● **Given request**:
Here are records with pictures in them. Copy all of them exactly and leave the pictures out.

##### Information provided

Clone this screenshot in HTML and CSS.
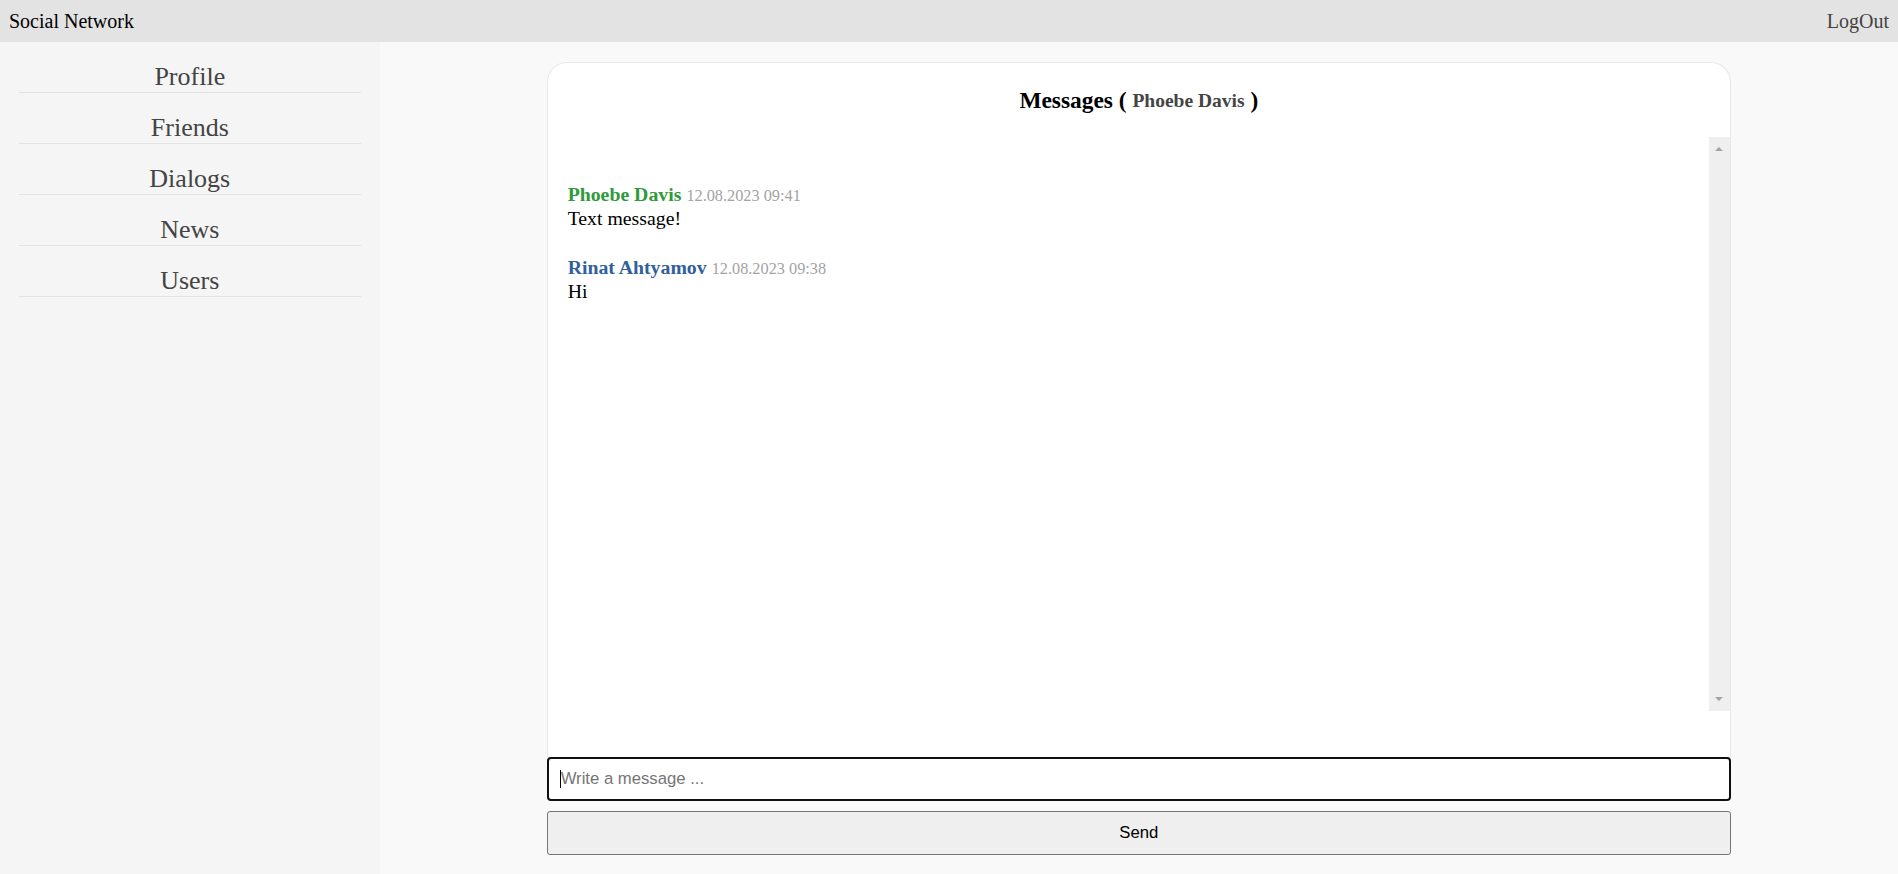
FILE: index.html
```html
<!DOCTYPE html>
<html lang="en">
<head>
<meta charset="utf-8">
<title>Social Network</title>
<link rel="stylesheet" href="styles.css">
</head>
<body>
<header class="topbar">
  <span class="brand">Social Network</span>
  <a class="logout" href="#">LogOut</a>
</header>
<div class="layout">
  <nav class="sidebar">
    <a class="nav-item" href="#">Profile</a>
    <a class="nav-item" href="#">Friends</a>
    <a class="nav-item" href="#">Dialogs</a>
    <a class="nav-item" href="#">News</a>
    <a class="nav-item" href="#">Users</a>
  </nav>
  <main class="main">
    <div class="chat">
      <section class="card">
        <h3 class="card-title">Messages ( <span class="card-title-name">Phoebe Davis</span> )</h3>
        <div class="scroll-area">
          <div class="message-list">
            <div class="message">
              <div class="message-head"><span class="author author-green">Phoebe Davis</span> <span class="date">12.08.2023 09:41</span></div>
              <div class="message-text">Text message!</div>
            </div>
            <div class="message">
              <div class="message-head"><span class="author author-blue">Rinat Ahtyamov</span> <span class="date">12.08.2023 09:38</span></div>
              <div class="message-text">Hi</div>
            </div>
          </div>
          <div class="scrollbar" aria-hidden="true">
            <span class="arrow arrow-up"></span>
            <span class="arrow arrow-down"></span>
          </div>
        </div>
      </section>
      <form class="send-form">
        <input class="msg-input" type="text" placeholder="Write a message ...">
        <button class="send-btn" type="button">Send</button>
      </form>
    </div>
  </main>
</div>
</body>
</html>
```
FILE: styles.css
```css
html, body {
  margin: 0;
  padding: 0;
  height: 100%;
}
body {
  font-family: "Liberation Serif", "Times New Roman", serif;
  font-size: 20px;
  color: #000;
  display: flex;
  flex-direction: column;
  overflow: hidden;
}
.topbar {
  height: 42px;
  flex: 0 0 42px;
  background: #e3e3e3;
  display: flex;
  align-items: center;
  justify-content: space-between;
  padding: 0 9px;
  box-sizing: border-box;
}
.brand {
  font-size: 20px;
  color: #000;
}
.logout {
  font-size: 20px;
  color: #444;
  text-decoration: none;
}
.layout {
  flex: 1;
  display: flex;
  min-height: 0;
}
.sidebar {
  width: 20%;
  flex: 0 0 20%;
  background: #f5f5f5;
  padding: 0 19px;
  box-sizing: border-box;
  display: flex;
  flex-direction: column;
}
.nav-item {
  display: block;
  padding-top: 20px;
  line-height: 30px;
  font-size: 26px;
  text-align: center;
  color: #444;
  text-decoration: none;
  border-bottom: 1px solid #e3e3e3;
}
.main {
  flex: 1;
  background: #f9f9f9;
  display: flex;
  justify-content: center;
}
.chat {
  width: 78%;
  margin-top: 20px;
  display: flex;
  flex-direction: column;
}
.card {
  height: 695px;
  box-sizing: border-box;
  background: #fff;
  border: 1px solid #e8e8e8;
  border-bottom: none;
  border-radius: 20px 20px 0 0;
  display: flex;
  flex-direction: column;
  padding-bottom: 46px;
}
.card-title {
  margin: 0;
  height: 74px;
  flex: 0 0 74px;
  display: flex;
  align-items: center;
  justify-content: center;
  white-space: pre;
  font-size: 23.4px;
  font-weight: bold;
  color: #000;
}
.card-title-name {
  font-size: 19.5px;
  color: #444;
  position: relative;
  top: 1px;
}
.scroll-area {
  flex: 1;
  display: flex;
  min-height: 0;
}
.message-list {
  flex: 1;
  overflow: hidden;
  padding: 46px 20px 0;
  display: flex;
  flex-direction: column;
  gap: 26px;
}
.message-head,
.message-text {
  line-height: 23px;
}
.author {
  font-weight: bold;
  font-size: 19.8px;
}
.author-green {
  color: #2f9a3c;
}
.author-blue {
  color: #31609c;
}
.date {
  font-size: 16.3px;
  color: #a3a3a3;
}
.message-text {
  font-size: 19.8px;
}
.scrollbar {
  width: 21px;
  flex: 0 0 21px;
  background: #efefef;
  display: flex;
  flex-direction: column;
  justify-content: space-between;
  align-items: center;
  padding: 10px 0;
  box-sizing: border-box;
}
.arrow {
  width: 0;
  height: 0;
  border-left: 4.5px solid transparent;
  border-right: 4.5px solid transparent;
}
.arrow-up {
  border-bottom: 4.5px solid #a3a3a3;
}
.arrow-down {
  border-top: 4.5px solid #a3a3a3;
}
.send-form {
  display: flex;
  flex-direction: column;
  gap: 10px;
  margin: 0;
}
.msg-input {
  height: 44px;
  box-sizing: border-box;
  margin: 0;
  padding: 0 12px;
  border: 2px solid #101010;
  border-radius: 4px;
  font-family: "Liberation Sans", Arial, sans-serif;
  font-size: 16.7px;
  color: #000;
  background: #fff linear-gradient(#000, #000) no-repeat 11px center / 1px 18px;
  outline: none;
}
.msg-input::placeholder {
  color: #757575;
}
.send-btn {
  height: 44px;
  margin: 0;
  box-sizing: border-box;
  border: 1px solid #767676;
  border-radius: 3px;
  background: #efefef;
  font-family: "Liberation Sans", Arial, sans-serif;
  font-size: 16.7px;
  color: #000;
}
```
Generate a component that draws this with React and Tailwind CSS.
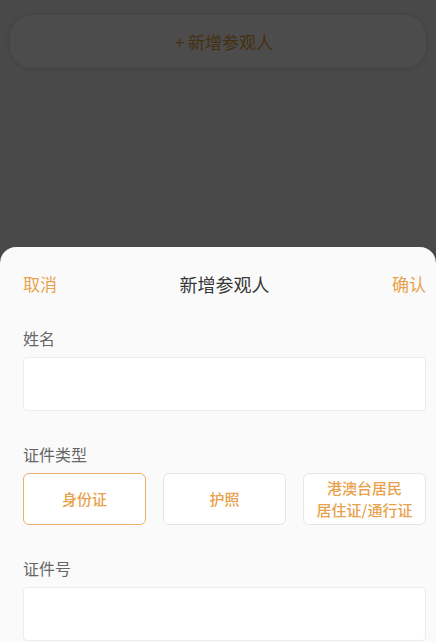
import { useState } from 'react'

const FONT = { fontFamily: '"Noto Sans CJK SC", "Noto Sans", sans-serif' }

const ID_TYPES = [
  { key: 'id', label: ['身份证'] },
  { key: 'passport', label: ['护照'] },
  { key: 'hmt', label: ['港澳台居民', '居住证/通行证'] },
]

function Field({ label, children }) {
  return (
    <div className="flex flex-col">
      <div className="text-[16px] leading-[24px] text-[#666666]">{label}</div>
      <div className="mt-[7px]">{children}</div>
    </div>
  )
}

export default function App() {
  const [idType, setIdType] = useState('id')

  return (
    <div className="relative h-[642px] w-full overflow-hidden bg-[#f5f5f5]" style={FONT}>
      {/* page underneath */}
      <div className="px-[10px] pt-[15px]">
        <button
          type="button"
          className="flex h-[53px] w-full items-center justify-center rounded-[22px] bg-white pl-[12px] text-[17px] text-[#e6a23c] shadow-[0_0_6px_rgba(0,0,0,0.15)]"
        >
          + 新增参观人
        </button>
      </div>

      {/* mask */}
      <div className="absolute inset-0 bg-black/70" />

      {/* bottom sheet */}
      <div className="absolute inset-x-0 bottom-0 top-[247px] rounded-t-[16px] bg-[#fafafa] px-[23px]">
        <div className="flex h-[74px] items-center justify-between">
          <button type="button" className="text-[17px] text-[#e8a24c]">取消</button>
          <div className="text-[18px] text-[#363636]">新增参观人</div>
          <button type="button" className="-mr-[13px] text-[17px] text-[#e8a24c]">确认</button>
        </div>

        <div className="mr-[-13px] flex flex-col gap-[31px] pt-[5px]">
          <Field label="姓名">
            <input className="block h-[54px] w-full rounded-[4px] border border-[#ececec] bg-white px-3 outline-none" />
          </Field>

          <Field label="证件类型">
            <div className="grid grid-cols-3 gap-[17px]">
              {ID_TYPES.map(t => (
                <button
                  key={t.key}
                  type="button"
                  onClick={() => setIdType(t.key)}
                  className={`flex h-[52px] flex-col items-center justify-center rounded-[6px] border bg-white text-[15px] font-medium leading-[22px] text-[#e8a24c] ${
                    idType === t.key ? 'border-[#e8b06a]' : 'border-[#e6e6e6]'
                  }`}
                >
                  {t.label.map(l => <span key={l}>{l}</span>)}
                </button>
              ))}
            </div>
          </Field>

          <Field label="证件号">
            <input className="block h-[54px] w-full rounded-[4px] border border-[#ececec] bg-white px-3 outline-none" />
          </Field>
        </div>
      </div>
    </div>
  )
}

##########

● **Result of this task**:
Clone this screenshot in HTML and CSS.
FILE: index.html
```html
<!DOCTYPE html>
<html lang="en">
<head>
<meta charset="utf-8">
<title>Social Network</title>
<link rel="stylesheet" href="styles.css">
</head>
<body>
<header class="topbar">
  <span class="brand">Social Network</span>
  <a class="logout" href="#">LogOut</a>
</header>
<div class="layout">
  <nav class="sidebar">
    <a class="nav-item" href="#">Profile</a>
    <a class="nav-item" href="#">Friends</a>
    <a class="nav-item" href="#">Dialogs</a>
    <a class="nav-item" href="#">News</a>
    <a class="nav-item" href="#">Users</a>
  </nav>
  <main class="main">
    <div class="chat">
      <section class="card">
        <h3 class="card-title">Messages ( <span class="card-title-name">Phoebe Davis</span> )</h3>
        <div class="scroll-area">
          <div class="message-list">
            <div class="message">
              <div class="message-head"><span class="author author-green">Phoebe Davis</span> <span class="date">12.08.2023 09:41</span></div>
              <div class="message-text">Text message!</div>
            </div>
            <div class="message">
              <div class="message-head"><span class="author author-blue">Rinat Ahtyamov</span> <span class="date">12.08.2023 09:38</span></div>
              <div class="message-text">Hi</div>
            </div>
          </div>
          <div class="scrollbar" aria-hidden="true">
            <span class="arrow arrow-up"></span>
            <span class="arrow arrow-down"></span>
          </div>
        </div>
      </section>
      <form class="send-form">
        <input class="msg-input" type="text" placeholder="Write a message ...">
        <button class="send-btn" type="button">Send</button>
      </form>
    </div>
  </main>
</div>
</body>
</html>
```
FILE: styles.css
```css
html, body {
  margin: 0;
  padding: 0;
  height: 100%;
}
body {
  font-family: "Liberation Serif", "Times New Roman", serif;
  font-size: 20px;
  color: #000;
  display: flex;
  flex-direction: column;
  overflow: hidden;
}
.topbar {
  height: 42px;
  flex: 0 0 42px;
  background: #e3e3e3;
  display: flex;
  align-items: center;
  justify-content: space-between;
  padding: 0 9px;
  box-sizing: border-box;
}
.brand {
  font-size: 20px;
  color: #000;
}
.logout {
  font-size: 20px;
  color: #444;
  text-decoration: none;
}
.layout {
  flex: 1;
  display: flex;
  min-height: 0;
}
.sidebar {
  width: 20%;
  flex: 0 0 20%;
  background: #f5f5f5;
  padding: 0 19px;
  box-sizing: border-box;
  display: flex;
  flex-direction: column;
}
.nav-item {
  display: block;
  padding-top: 20px;
  line-height: 30px;
  font-size: 26px;
  text-align: center;
  color: #444;
  text-decoration: none;
  border-bottom: 1px solid #e3e3e3;
}
.main {
  flex: 1;
  background: #f9f9f9;
  display: flex;
  justify-content: center;
}
.chat {
  width: 78%;
  margin-top: 20px;
  display: flex;
  flex-direction: column;
}
.card {
  height: 695px;
  box-sizing: border-box;
  background: #fff;
  border: 1px solid #e8e8e8;
  border-bottom: none;
  border-radius: 20px 20px 0 0;
  display: flex;
  flex-direction: column;
  padding-bottom: 46px;
}
.card-title {
  margin: 0;
  height: 74px;
  flex: 0 0 74px;
  display: flex;
  align-items: center;
  justify-content: center;
  white-space: pre;
  font-size: 23.4px;
  font-weight: bold;
  color: #000;
}
.card-title-name {
  font-size: 19.5px;
  color: #444;
  position: relative;
  top: 1px;
}
.scroll-area {
  flex: 1;
  display: flex;
  min-height: 0;
}
.message-list {
  flex: 1;
  overflow: hidden;
  padding: 46px 20px 0;
  display: flex;
  flex-direction: column;
  gap: 26px;
}
.message-head,
.message-text {
  line-height: 23px;
}
.author {
  font-weight: bold;
  font-size: 19.8px;
}
.author-green {
  color: #2f9a3c;
}
.author-blue {
  color: #31609c;
}
.date {
  font-size: 16.3px;
  color: #a3a3a3;
}
.message-text {
  font-size: 19.8px;
}
.scrollbar {
  width: 21px;
  flex: 0 0 21px;
  background: #efefef;
  display: flex;
  flex-direction: column;
  justify-content: space-between;
  align-items: center;
  padding: 10px 0;
  box-sizing: border-box;
}
.arrow {
  width: 0;
  height: 0;
  border-left: 4.5px solid transparent;
  border-right: 4.5px solid transparent;
}
.arrow-up {
  border-bottom: 4.5px solid #a3a3a3;
}
.arrow-down {
  border-top: 4.5px solid #a3a3a3;
}
.send-form {
  display: flex;
  flex-direction: column;
  gap: 10px;
  margin: 0;
}
.msg-input {
  height: 44px;
  box-sizing: border-box;
  margin: 0;
  padding: 0 12px;
  border: 2px solid #101010;
  border-radius: 4px;
  font-family: "Liberation Sans", Arial, sans-serif;
  font-size: 16.7px;
  color: #000;
  background: #fff linear-gradient(#000, #000) no-repeat 11px center / 1px 18px;
  outline: none;
}
.msg-input::placeholder {
  color: #757575;
}
.send-btn {
  height: 44px;
  margin: 0;
  box-sizing: border-box;
  border: 1px solid #767676;
  border-radius: 3px;
  background: #efefef;
  font-family: "Liberation Sans", Arial, sans-serif;
  font-size: 16.7px;
  color: #000;
}
```
Generate a component that draws this with React and Tailwind CSS.
import { useState } from 'react'

const FONT = { fontFamily: '"Noto Sans CJK SC", "Noto Sans", sans-serif' }

const ID_TYPES = [
  { key: 'id', label: ['身份证'] },
  { key: 'passport', label: ['护照'] },
  { key: 'hmt', label: ['港澳台居民', '居住证/通行证'] },
]

function Field({ label, children }) {
  return (
    <div className="flex flex-col">
      <div className="text-[16px] leading-[24px] text-[#666666]">{label}</div>
      <div className="mt-[7px]">{children}</div>
    </div>
  )
}

export default function App() {
  const [idType, setIdType] = useState('id')

  return (
    <div className="relative h-[642px] w-full overflow-hidden bg-[#f5f5f5]" style={FONT}>
      {/* page underneath */}
      <div className="px-[10px] pt-[15px]">
        <button
          type="button"
          className="flex h-[53px] w-full items-center justify-center rounded-[22px] bg-white pl-[12px] text-[17px] text-[#e6a23c] shadow-[0_0_6px_rgba(0,0,0,0.15)]"
        >
          + 新增参观人
        </button>
      </div>

      {/* mask */}
      <div className="absolute inset-0 bg-black/70" />

      {/* bottom sheet */}
      <div className="absolute inset-x-0 bottom-0 top-[247px] rounded-t-[16px] bg-[#fafafa] px-[23px]">
        <div className="flex h-[74px] items-center justify-between">
          <button type="button" className="text-[17px] text-[#e8a24c]">取消</button>
          <div className="text-[18px] text-[#363636]">新增参观人</div>
          <button type="button" className="-mr-[13px] text-[17px] text-[#e8a24c]">确认</button>
        </div>

        <div className="mr-[-13px] flex flex-col gap-[31px] pt-[5px]">
          <Field label="姓名">
            <input className="block h-[54px] w-full rounded-[4px] border border-[#ececec] bg-white px-3 outline-none" />
          </Field>

          <Field label="证件类型">
            <div className="grid grid-cols-3 gap-[17px]">
              {ID_TYPES.map(t => (
                <button
                  key={t.key}
                  type="button"
                  onClick={() => setIdType(t.key)}
                  className={`flex h-[52px] flex-col items-center justify-center rounded-[6px] border bg-white text-[15px] font-medium leading-[22px] text-[#e8a24c] ${
                    idType === t.key ? 'border-[#e8b06a]' : 'border-[#e6e6e6]'
                  }`}
                >
                  {t.label.map(l => <span key={l}>{l}</span>)}
                </button>
              ))}
            </div>
          </Field>

          <Field label="证件号">
            <input className="block h-[54px] w-full rounded-[4px] border border-[#ececec] bg-white px-3 outline-none" />
          </Field>
        </div>
      </div>
    </div>
  )
}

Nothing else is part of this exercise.